Man, your post was hilarious. Nice one! :-D

Note: I'm assuming that you're not being serious (lol - if you are, you should seek help) but I responded as if you were, just in case. :-D

"Although somewhat akin to Debian's stable, unstable, and experimental"

First, you missed out the "Testing" repository, but more importantly, how is it even remotely similar? Having a separate repository for development is standard practise, and is nothing special. To give just two examples: before Fedora, RedHat had RawHide, and Mandrake has the Cooker.

"Fedora becomes to RedHat, what Debian is to Libranet, Lindows and Xandros."

Perhaps, in time. Debian's commercial offshoots dwindle to insignificance when compared to the projcet itself, whereas with Fedora and RedHat the relationship is (for now) the other way around. In addition, Debian is owned and controlled by no-one save its development community, whereas Fedora is effectively owned by RedHat and they have simply opened the development process to outsiders without relinquishing their control. People may argue over whether or not this is an important distinction, but it nonetheless is a clear difference between the two distributions.

"Fedora now brings a number of hitherto quasi-proprietory RedHat tools into the wide open, esspecially the excellent Anaconda installer"

No. Every component of their distribution was released under an Open Source license prior to the creation of Fedora. No change here.

"1) a common package manger"

They haven't come anywhere close to achieving this yet, they merely stated they are working on it. Wait 'til its done before singing their praises.

"2) a common installer"

As I stated earlier, Debian, the very distribution they ported the installer over to, cannot use Anaconda as their official installer because it doesn't support all the ports/architectures. Progeny have also left it a bit late - the new Debian installer is almost finished.

"3) a common configuration framework"

Again, I'm hopeful, but I'll believe it only when I see it. In addition, they said they hope to achieve this "eventually", so I wouldn't hold your breath at seeing this any time soon.

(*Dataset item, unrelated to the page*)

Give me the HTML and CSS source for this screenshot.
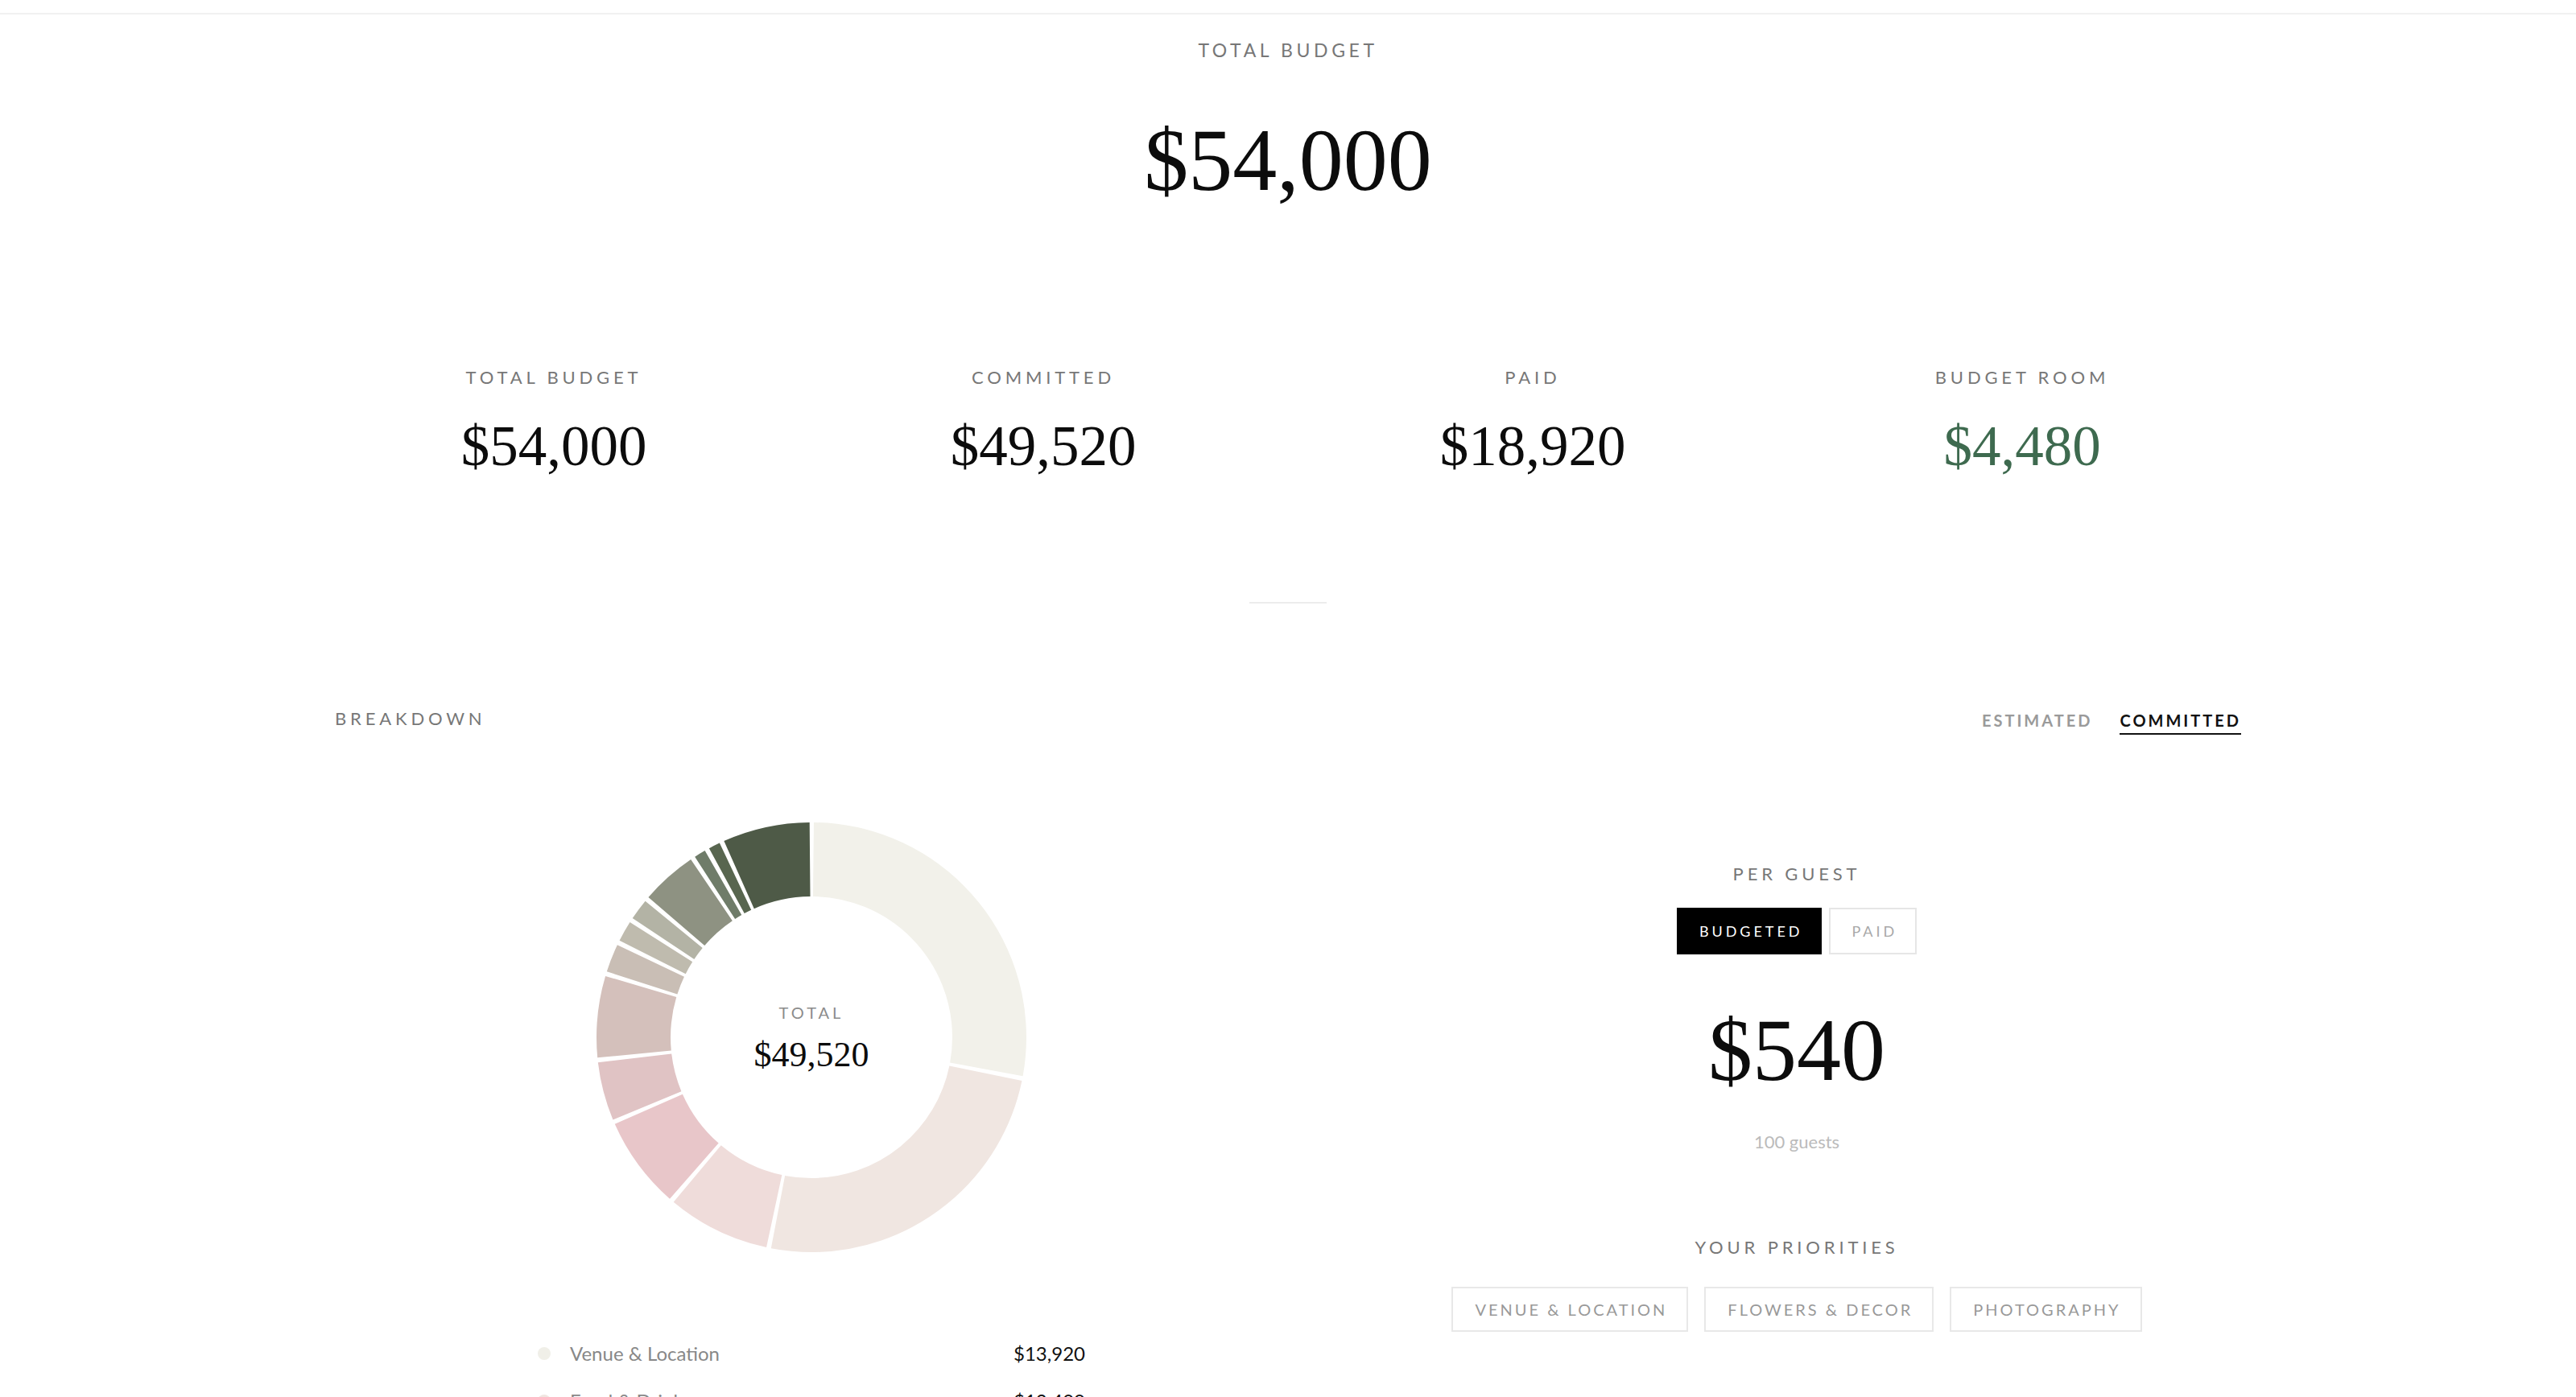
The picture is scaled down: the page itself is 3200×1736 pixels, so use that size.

"Fedora gives us Anaconda which is about as close to a perfect installer as one could ask. With a little alteration it works just as well for Debian as it does for RedHat."

Lol - once again, shame about all those ports/architectures it doesn't support.

"But I must implore all parties involved to seriously consider what it means to our community: the birth of a true standard."

There's no conspiracy here. Make it so that it clearly *is* far superior to any existing solution, and people/distributions will migrate of their own volition. As it stands, they won't, because it's not.

"those involved with LSB should follow the natural flow and embrace the unified Apt and allow .debs into the specification."

The LSB already allows this. To be compliant, a distribution merely has to support RPMs. If they choose to support any other formats on top of that, that's their perogative.

"For Debian developers, this means we must graciously ask them to move to Anacanda."

Lol - please make sure to do it on one of Debian's public mailing lists. The response should be most entertaining, to say the least. Make sure to wear your flameproof suit as you do so, naturally. ;-)

"Together, and with the adoption of Discover, which has already become somewhat of a defacto-standard for hardware detection"

No, it hasn't. RedHat uses Kudzu, for example.